8. A winding switching circuit and thermal protection according to claim 1, wherein the thermal protection means (P; P1, P2) are disposed externally of the shell of the circuit, and are opened when the current or the temperature of the compressor shell exceeds a threshold value.

9. A winding switching circuit and thermal protection according to claim 1, wherein the first, second, and third switches (R1, R2, R3) are driven mechanically.

10. A winding switching circuit and thermal protection according to claim 1, wherein the first, second, and third switches (R1, R2, R3) are electronic switches.

11. A winding switching circuit and thermal protection according to claim 1, wherein the first, second, and third switches (R1, R2, R3) are electromechanical relays controlled by way of an electronic circuit.

12. A winding switching circuit and thermal protection according to claim 1, wherein the first and the second main windings (M1, M2) are each divided into two independent coil parts (M1a, M1b; M2a, M2b) and connected in series, each coil part of a same winding being disposed on one side of the stator.

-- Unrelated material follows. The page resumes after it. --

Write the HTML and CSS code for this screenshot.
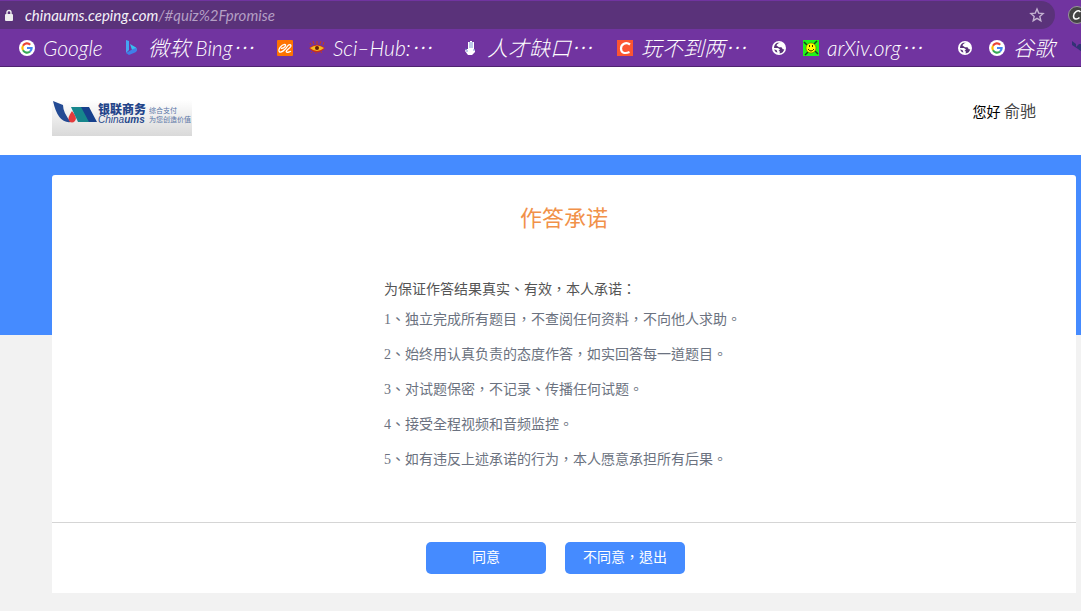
FILE: index.html
```html
<!DOCTYPE html>
<html lang="zh-TW">
<head>
<meta charset="utf-8">
<title>作答承诺</title>
<link rel="stylesheet" href="styles.css">
</head>
<body>
<svg class="defs" aria-hidden="true">
  <symbol id="google" viewBox="0 0 16 16">
    <circle cx="8" cy="8" r="8" fill="#fff"/>
    <g fill="none" stroke-width="2.2">
      <path d="M4 5.7A4.6 4.6 0 0 1 11.2 4.7" stroke="#ea4335"/>
      <path d="M4 10.3A4.6 4.6 0 0 1 4 5.7" stroke="#fbbc05"/>
      <path d="M11 11.5A4.6 4.6 0 0 1 4 10.3" stroke="#34a853"/>
      <path d="M8 8H12.6A4.6 4.6 0 0 1 11 11.5" stroke="#4285f4"/>
    </g>
  </symbol>
  <symbol id="globe" viewBox="0 0 16 16">
    <circle cx="8" cy="8" r="7" fill="#fff"/>
    <path d="M9.500 2.800Q6 3.200 5.500 5.500L8 7.200h2.500L12 9.500l1.300-.5Q12.500 13 8.500 13.500L9 11.500 7.500 11l1.500-1.500-2-1.500H3Q3 4 6.500 2.700zM3 9.500l2.500.5 1 2.500Q4 12 3 9.500z" fill="#59317a"/>
  </symbol>
</svg>
<header class="browser" lang="zh-CN">
  <div class="address-row">
    <div class="address">
      <svg class="lock" viewBox="0 0 10 13"><path d="M3 6V3.5a2 2 0 0 1 4 0V6" fill="none" stroke="#eee" stroke-width="1.4"/><rect x="1" y="5" width="8" height="7" rx="1" fill="#eee"/></svg>
      <span class="url">chinaums.ceping.com<span class="path">/#quiz%2Fpromise</span></span>
      <svg class="star" viewBox="0 0 16 16"><path d="M8 2l1.700 4.100 4.400.4-3.300 2.900 1 4.300L8 11.400l-3.800 2.300 1-4.300-3.300-2.900 4.400-.4z" fill="none" stroke="#c4b3d1" stroke-width="1.4"/></svg>
    </div>
    <svg class="extension" viewBox="0 0 18 18"><circle cx="9" cy="9" r="8.5" fill="#444" stroke="#999"/><path d="M12.5 6C10 3 5.500 6.500 5.500 10c0 4 4 3.500 6 1.500" fill="none" stroke="#fff" stroke-width="1.5"/></svg>
  </div>
  <nav class="bookmarks">
    <a href="#"><svg><use href="#google"/></svg><span class="short">Google</span></a>
    <a href="#"><svg viewBox="0 0 16 16"><path d="M2 0l3 1v9l-3 3z" fill="#45a4f3"/><path d="M6 4l6 3.500q2 3-1 4l-3-1.500z" fill="#35c1f1"/><path d="M2 13l7-4 3-1q2 3-1 4.500L5 15z" fill="#3f7fe8"/></svg><span class="bing">微软 Bing⋯</span></a>
    <a href="#" aria-label="阿里"><svg viewBox="0 0 16 16"><rect width="16" height="16" rx="1" fill="#ff7300"/><path d="M4 8.500c4-.5 6-4 3.500-4.200C4.500 4.500 1 9.500 2.200 11.500c1.500 2 6.500-2 8-5 1.500-2.500 4.500-2.500 3.500 0-1 2-4.700 3.500-4.500 5 .3 1.300 3 .8 4.800-.2" fill="none" stroke="#fff" stroke-width="1.300"/></svg></a>
    <a href="#"><svg viewBox="0 0 16 16"><path d="M2 5L1 3m4 1L4 1m4 3V1m3 3l1-3m2 4l1-3M3 12l-1 1m5 0v1m5-2l1 1" stroke="#c33c22"/><path d="M0 8q8-7 16 0-8 9-16 0z" fill="#c9321d"/><path d="M1 8q7-5 14 0-7 6-14 0z" fill="#f5ba21"/><circle cx="8" cy="8" r="2" fill="#642009"/></svg><span class="long">Sci–Hub:⋯</span></a>
    <a href="#"><svg viewBox="0 0 16 16"><path d="M5 9V2h2V1h2v1h2v8l1-1v3l-3 3H5l-3-4 1-2z" fill="#fff"/><path d="M7 2v6M9 2v6M2 8l2 2v2M11 9v2" fill="none" stroke="#4369c2" stroke-width=".7"/></svg><span class="long">人才缺口⋯</span></a>
    <a href="#"><svg viewBox="0 0 16 16"><rect width="16" height="16" fill="#fc5531"/><path d="M13 4.500C9 1.500 4 4 4 8.500s4 5.500 8.500 3.500" fill="none" stroke="#fff" stroke-width="2.200"/></svg><span class="long">玩不到两⋯</span></a>
    <a href="#" aria-label="网页"><svg><use href="#globe"/></svg></a>
    <a href="#"><svg viewBox="0 0 16 16"><rect width="16" height="16" fill="#20f51c"/><path d="M1 2l3 3M14 1l-3 3M2 15l3-3M15 14l-3-3" stroke="#16461c" stroke-width="1.500"/><circle cx="8" cy="8" r="5" fill="#ff0" stroke="#785800" stroke-width=".6"/><path d="M6.500 5v2m3-2v2M5 9q3 4 6 0" stroke="#332800" fill="none"/></svg><span class="long">arXiv.org⋯</span></a>
    <a href="#" aria-label="网页"><svg><use href="#globe"/></svg></a>
    <a href="#"><svg><use href="#google"/></svg><span class="tiny">谷歌</span></a>
    <a href="#" aria-label="更多"><svg viewBox="0 0 16 16"><path d="M1 1l4 3v3l3-3h3v8L7 9 1 5z" fill="#323276"/></svg></a>
  </nav>
</header>
<div class="page">
  <header class="site-header" lang="zh-CN">
    <div class="logo">
      <svg class="mark" viewBox="0 0 44 23"><path d="M0 0l10 4q0 8 8 17-13 2-18-21z" fill="#244b94"/><path d="M19 10q6 7 3 10-3 3-6 0-2-3 3-10z" fill="#e33b3c"/><path d="M18 6h12l7 15H25z" fill="#16868c"/><path d="M28 6h8l8 15h-8z" fill="#16408c"/></svg>
      <div class="brand"><span>银联商务</span><span class="latin">China<b>ums</b></span></div>
      <svg class="slogan" viewBox="0 0 42 19" role="img" aria-label="综合支付 为您创造价值"><text x="0" y="8">综合支付</text><text x="0" y="17">为您创造价值</text></svg>
    </div>
    <div class="user">您好 <span>俞驰</span></div>
  </header>
  <div class="stage">
    <main class="card">
      <h1 lang="zh-CN">作答承诺</h1>
      <section class="promise">
        <p class="lead">为保证作答结果真实、有效，本人承诺：</p>
        <p>1、独立完成所有题目，不查阅任何资料，不向他人求助。</p>
        <p>2、始终用认真负责的态度作答，如实回答每一道题目。</p>
        <p>3、对试题保密，不记录、传播任何试题。</p>
        <p>4、接受全程视频和音频监控。</p>
        <p>5、如有违反上述承诺的行为，本人愿意承担所有后果。</p>
      </section>
      <div class="actions">
        <button type="button">同意</button>
        <button type="button">不同意，退出</button>
      </div>
    </main>
  </div>
</div>
</body>
</html>
```
FILE: styles.css
```css
* { box-sizing: border-box; }
body {
  margin: 0;
  min-height: 100vh;
  overflow-x: hidden;
  background: #f2f2f2;
  font: 14px/20px "Liberation Serif", "Noto Sans CJK TC", sans-serif;
}
.defs { position: absolute; width: 0; height: 0; }
.browser {
  background: #7134a0;
  border-bottom: 1px solid #4e2370;
  padding-top: 1px;
  overflow: hidden;
}
.address-row { display: flex; gap: 13px; }
.address {
  flex: 1;
  display: flex;
  align-items: center;
  height: 28px;
  padding: 0 10px 0 4px;
  background: #5a327a;
  border-radius: 0 14px 14px 0;
}
.lock { width: 10px; height: 13px; margin-right: 11px; }
.url {
  flex: 1;
  color: #f4f0f7;
  font: italic 15px/20px Lato, sans-serif;
}
.path { color: #b49fc4; }
.star { width: 16px; height: 16px; }
.extension { flex: none; width: 18px; height: 18px; margin: 5px -5px 0 0; }
.bookmarks {
  display: flex;
  gap: 16px;
  height: 37px;
  padding-left: 19px;
}
.bookmarks a {
  flex: none;
  display: flex;
  align-items: center;
  gap: 8px;
  color: #fff;
  text-decoration: none;
  white-space: nowrap;
  font: italic 300 21px/28px Lato, "Noto Sans CJK SC", sans-serif;
}
.bookmarks svg { width: 16px; height: 16px; }
.short { width: 65px; }
.bing { width: 113px; }
.long { width: 114px; }
.tiny { width: 42px; }
.site-header {
  display: flex;
  justify-content: space-between;
  height: 88px;
  padding: 33px 45px 0 52px;
  background: #fff;
}
.logo {
  display: flex;
  width: 140px;
  height: 36px;
  padding: 1px;
  background: linear-gradient(#fff, #d9d9d9);
  color: #24458a;
}
.mark { width: 44px; height: 23px; }
.brand {
  display: flex;
  flex-direction: column;
  width: 50px;
  padding: 2px 0 0 1px;
  font: 900 12px/12px "Noto Sans CJK SC", sans-serif;
  white-space: nowrap;
}
.latin { font: italic 10px/10px "Liberation Sans", sans-serif; }
.slogan {
  width: 42px;
  height: 19px;
  margin: 4px 0 0 2px;
  fill: #5874a5;
  font: 7px "Noto Sans CJK SC", sans-serif;
}
.user { line-height: 24px; color: #000; }
.user span { font-size: 16px; color: #444; }
.stage {
  padding: 20px 5px 18px 52px;
  background: linear-gradient(#458bff, #458bff) top / 100% 180px no-repeat;
}
.card { background: #fff; border-radius: 3px 3px 0 0; }
h1 {
  margin: 0;
  padding: 28px 0 43px;
  text-align: center;
  color: #f19149;
  font-size: 22px;
  font-weight: 400;
  line-height: 32px;
}
.promise {
  width: 360px;
  margin: 0 auto;
  padding-bottom: 45px;
  color: #6b7280;
}
.promise p { margin: 0; line-height: 35px; white-space: nowrap; }
.promise .lead { padding-bottom: 1px; line-height: 23px; color: #555; }
.actions {
  display: flex;
  justify-content: center;
  gap: 19px;
  padding: 19px 17px 19px 0;
  border-top: 1px solid #d5d5d5;
}
.actions button {
  width: 120px;
  height: 32px;
  padding: 0;
  border: 0;
  border-radius: 5px;
  background: #458bff;
  color: #fff;
  font: inherit;
}
```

13. A winding switching circuit and thermal protection according to claim 1, wherein said circuit is disposed inside a hermetic shell of the compressor which comprises a hermetic five-pin terminal (1, 2, 3, 4, 5), wherein:

the first pin (1) is located in the positive pole of the first main winding (M1);

the second pin (2) is coupled between the negative pole of the first main winding (M1) and the first node (N1);

the third pin (3) is coupled between the positive pole of the second main winding (M2) and the third node (N3);

the fourth pin (4) is coupled between the positive pole of the auxiliary winding (A) and the start-up relay (R); and

the fifth pin (5) is located between the fourth node (N4) and the fifth node (N5).

14. A winding switching circuit and thermal protection according to claim 2, wherein the thermal protection means comprise a single thermal three-phase protector (P) having three terminals, one terminal being connected to the positive pole of the first main winding (M1), one terminal connected to the first switch (R1) and one terminal connected to the positive pole of the power supply.

15. A winding switching circuit and thermal protection according to claim 2, wherein the thermal protection means comprise a first thermal protector (P1) connected between the positive pole of the power supply and the second node (N2), and a second thermal protector (P2) connected between the first switch (R1) and the second switch (R2).

16. A winding switching circuit and thermal protection according to claim 2, wherein the thermal protection means comprise a first thermal protector (P1) connected between the positive pole of the first main winding (M1) and the second node (N2), and a second thermal protector (P2) connected between the fourth node (N4) and the fifth node (N2).

17. A winding switching circuit and thermal protection according to claim 2, wherein the thermal protection means comprise a first thermal protector (P1) connected between the negative pole of the power supply and the fifth node (N5), and a second thermal protector (P2) connected between the fourth node (N4) and the fifth node (N5).

18. A winding switching circuit and thermal protection according to claim 2, wherein the thermal protection means (P; P1, P2) are disposed internally of the shell of the circuit, in contact with the first and second main windings (M1, M2), and are opened when the temperature of the windings exceeds a threshold value.

19. A winding switching circuit and thermal protection according to claim 6, wherein the thermal protection means (P; P1, P2) are disposed externally of the shell of the circuit, and are opened when the current or the temperature of the compressor shell exceeds a threshold value.

20. A winding switching circuit and thermal protection for single phase dual voltage hermetic induction motor of a hermetic cooling compressor, said circuit comprising:

a first main winding (M1) with a negative pole connected to a first node (N1) and a positive pole connected to a second node (N2);

a second main winding (M2) with a positive pole connected to a third node (N3), and a negative pole connected to a fourth node (N4);

a first switch (R1) connected between the second node (N2) and the third node (N3), and a start-up relay (R) connected to the third node (N3),

an auxiliary winding (A) with a positive pole connected to the start-up relay (R) and a negative pole connected to the fourth node (N4), wherein the auxiliary winding (A) is connected in parallel with the second main winding (M2),

a second switch (R2) connected between the third node (N3) and the first node (N1),

a third switch (R3) connected between the first node (N1) and the fifth node (N5), and

a voltage source connected between the second node (N2) and the fifth node (N5);

wherein the circuit is operative in a first arrangement and in a second arrangement, where:

in the first arrangement, the first switch (R1) and the third switch (R3) are connected, the second switch is disconnected, and the first main winding (M1), the second main winding (M2) and the auxiliary winding (A) is connected in parallel;

in the second arrangement, the first switch (R1) and the third switch (R3) are disconnected, the second switch (R2) is connected, the first main winding (M1) and the second main winding (M2) are connected in series and the auxiliary winding (A) is connected in parallel only to the second main winding (M2); and,

the circuit further comprising at least one thermal protector (P;P1,P2) for the first and second main windings (M1, M2), said at least one thermal protector active in both the first arrangement and in the second arrangement and comprising a resistance.